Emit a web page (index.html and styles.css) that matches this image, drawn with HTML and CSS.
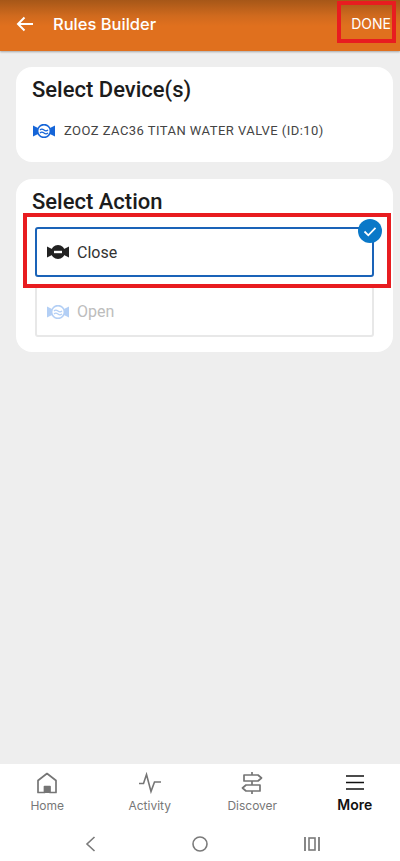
FILE: index.html
```html
<!DOCTYPE html>
<html lang="en">

<head>
    <meta charset="UTF-8">
    <meta name="viewport" content="width=device-width, initial-scale=1.0">
    <title>Rules Builder</title>
    <link rel="stylesheet" href="styles.css">
</head>

<body>
    <header class="appbar">
        <svg class="back" width="18" height="16" viewBox="0 0 18 16">
            <path d="M17 8H2M8.500 1.500L2 8l6.500 6.500" fill="none" stroke="#fff" stroke-width="2"/>
        </svg>
        <h1>Rules Builder</h1>
        <a class="done" href="#">DONE</a>
        <span class="mark mark-done"></span>
    </header>

    <main>
        <section class="card card-device">
            <h2>Select Device(s)</h2>
            <div class="device">
                <svg class="valve" width="22" height="14" viewBox="0 0 22 14">
                    <path d="M0 1.500l5 2.500h12l5-2.500v11l-5-2.500H5l-5 2.500z" fill="#1565d8"/>
                    <circle cx="11" cy="7" r="6.400" fill="#fff" stroke="#1565d8" stroke-width="1.600"/>
                    <path d="M7 6c1.500-1.600 2.700-1 4 0s2.500 1.400 4-.2M7 9c1.500-1.600 2.700-1 4 0s2.500 1.400 4-.2" fill="none" stroke="#1565d8" stroke-width="1.200"/>
                </svg>
                <span>ZOOZ ZAC36 TITAN WATER VALVE (ID:10)</span>
            </div>
        </section>

        <section class="card card-action">
            <h2>Select Action</h2>
            <div class="option option-on">
                <svg class="valve" width="22" height="14" viewBox="0 0 22 14">
                    <path d="M0 1.500l5 2.500h12l5-2.500v11l-5-2.500H5l-5 2.500z" fill="#222"/>
                    <circle cx="11" cy="7" r="7" fill="#222"/>
                    <rect x="7" y="5.800" width="8" height="2.400" fill="#fff"/>
                </svg>
                <span>Close</span>
                <span class="tick">
                    <svg width="14" height="11" viewBox="0 0 14 11">
                        <path d="M1.500 5.500l3.800 3.800L12.500 1.800" fill="none" stroke="#fff" stroke-width="1.800"/>
                    </svg>
                </span>
            </div>
            <div class="option option-off">
                <svg class="valve" width="22" height="14" viewBox="0 0 22 14">
                    <path d="M0 1.500l5 2.500h12l5-2.500v11l-5-2.500H5l-5 2.500z" fill="#b3cff5"/>
                    <circle cx="11" cy="7" r="6.400" fill="#fff" stroke="#b3cff5" stroke-width="1.600"/>
                    <path d="M7 6c1.500-1.600 2.700-1 4 0s2.500 1.400 4-.2M7 9c1.500-1.600 2.700-1 4 0s2.500 1.400 4-.2" fill="none" stroke="#b3cff5" stroke-width="1.200"/>
                </svg>
                <span>Open</span>
            </div>
            <span class="mark mark-close"></span>
        </section>
    </main>

    <nav class="tabs">
        <a class="tab" href="#">
            <svg width="20" height="22" viewBox="0 0 20 22">
                <path d="M1 20.500V8.500L10 1.500l9 7v12h-6v-6H7.500v6z" fill="none" stroke="#757575" stroke-width="1.700" stroke-linejoin="round"/>
                <rect x="7" y="14" width="6" height="7" fill="#757575"/>
            </svg>
            <span>Home</span>
        </a>
        <a class="tab" href="#">
            <svg width="24" height="22" viewBox="0 0 24 22">
                <path d="M1 11.500h4.500l3-9 4.500 17 3.500-9.500h6.500" fill="none" stroke="#757575" stroke-width="1.600"/>
            </svg>
            <span>Activity</span>
        </a>
        <a class="tab" href="#">
            <svg width="22" height="22" viewBox="0 0 22 22">
                <path d="M11 0v3M11 9v4M11 19v3" stroke="#757575" stroke-width="1.700"/>
                <path d="M3 3h14l3.500 3L17 9H3zM19 13H5l-3.500 3L5 19h14z" fill="none" stroke="#757575" stroke-width="1.700" stroke-linejoin="round"/>
            </svg>
            <span>Discover</span>
        </a>
        <a class="tab tab-on" href="#">
            <svg width="20" height="22" viewBox="0 0 20 22">
                <path d="M1 4h18M1 10.500h18M1 17h18" stroke="#111" stroke-width="1.600"/>
            </svg>
            <span>More</span>
        </a>
    </nav>

    <div class="sysnav">
        <svg width="11" height="16" viewBox="0 0 11 16">
            <path d="M9.500 1L2 8l7.500 7" fill="none" stroke="#7a7a7a" stroke-width="1.600"/>
        </svg>
        <svg width="16" height="16" viewBox="0 0 16 16">
            <circle cx="8" cy="8" r="7" fill="none" stroke="#7a7a7a" stroke-width="1.600"/>
        </svg>
        <svg width="16" height="14" viewBox="0 0 16 14">
            <path d="M1 0v14M15 0v14" stroke="#7a7a7a" stroke-width="1.800"/>
            <rect x="5" y="1" width="6" height="12" fill="none" stroke="#7a7a7a" stroke-width="1.600"/>
        </svg>
    </div>
</body>

</html>
```

FILE: styles.css
```css
body {
    font-family: Roboto, Arial, sans-serif;
    margin: 0;
    padding: 0;
    background-color: #eeeeee;
    display: flex;
    flex-direction: column;
    height: 861px;
    overflow: hidden;
}

a {
    text-decoration: none;
}

.appbar {
    position: relative;
    display: flex;
    align-items: center;
    height: 51px;
    padding: 0 0 4px 16px;
    box-sizing: border-box;
    flex-shrink: 0;
    background: linear-gradient(#a65718 0, #d06a1e 16px, #e0701e 26px, #e0701e 100%);
    box-shadow: 0 1px 2px rgba(0, 0, 0, 0.3);
    color: #fff;
}

.back {
    margin-right: 19px;
}

.appbar h1 {
    font-family: Inter, Roboto, sans-serif;
    font-size: 16.5px;
    font-weight: 500;
    margin: 0;
    flex: 1;
}

.done {
    font-family: Inter, Roboto, sans-serif;
    font-size: 14px;
    color: #fff;
    margin-right: 9px;
}

.mark {
    position: absolute;
    border: 4px solid #e81c20;
    box-sizing: border-box;
}

.mark-done {
    left: 337px;
    top: 1px;
    width: 59px;
    height: 42px;
}

.mark-close {
    left: 7px;
    top: 34px;
    width: 368px;
    height: 75px;
}

main {
    flex: 1;
    padding: 16px 7px 0 16px;
}

.card {
    position: relative;
    background-color: #fff;
    border-radius: 16px;
    box-sizing: border-box;
}

.card h2 {
    font-size: 22px;
    font-weight: 500;
    color: #1c1c1c;
    margin: 0;
    line-height: 26px;
}

.card-device {
    height: 95px;
    padding: 10px 16px;
    margin-bottom: 17px;
}

.device {
    display: flex;
    align-items: center;
    gap: 9px;
    margin-top: 20px;
    padding-left: 1px;
    font-size: 13px;
    letter-spacing: 0.46px;
    color: #444;
}

.card-action {
    height: 173px;
    padding: 10px 19px 16px 19px;
}

.card-action h2 {
    margin: 0 0 12px -3px;
}

.option {
    position: relative;
    display: flex;
    align-items: center;
    gap: 8px;
    padding-left: 10px;
    box-sizing: border-box;
    border-radius: 3px;
    font-size: 16px;
}

.option-on {
    height: 50px;
    border: 2px solid #1a63b8;
    color: #333;
    margin-bottom: 9px;
}

.option-off {
    height: 51px;
    border: 2px solid #e8e8e8;
    color: #bdbdbd;
}

.tick {
    position: absolute;
    right: -10px;
    top: -10px;
    width: 24px;
    height: 24px;
    border-radius: 50%;
    background-color: #0a78c8;
    display: flex;
    align-items: center;
    justify-content: center;
}

.tabs {
    display: grid;
    grid-template-columns: repeat(4, 102.5px);
    margin-left: -4px;
    height: 62px;
    padding-top: 8px;
    box-sizing: border-box;
    background-color: #fff;
    flex-shrink: 0;
    width: 404px;
}

.tab {
    display: flex;
    flex-direction: column;
    align-items: center;
    gap: 4px;
    font-family: Inter, Roboto, sans-serif;
    font-size: 12px;
    color: #777;
}

.tab-on {
    font-size: 14px;
    font-weight: 600;
    color: #111;
    gap: 2px;
}

.sysnav {
    display: flex;
    align-items: center;
    justify-content: center;
    gap: 96px;
    height: 35px;
    padding-left: 5px;
    background-color: #fff;
    flex-shrink: 0;
}
```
============
# Task brief
Report all lines of the data that include the word "index".

# Answer for this exercise
Emit a web page (index.html and styles.css) that matches this image, drawn with HTML and CSS.
FILE: index.html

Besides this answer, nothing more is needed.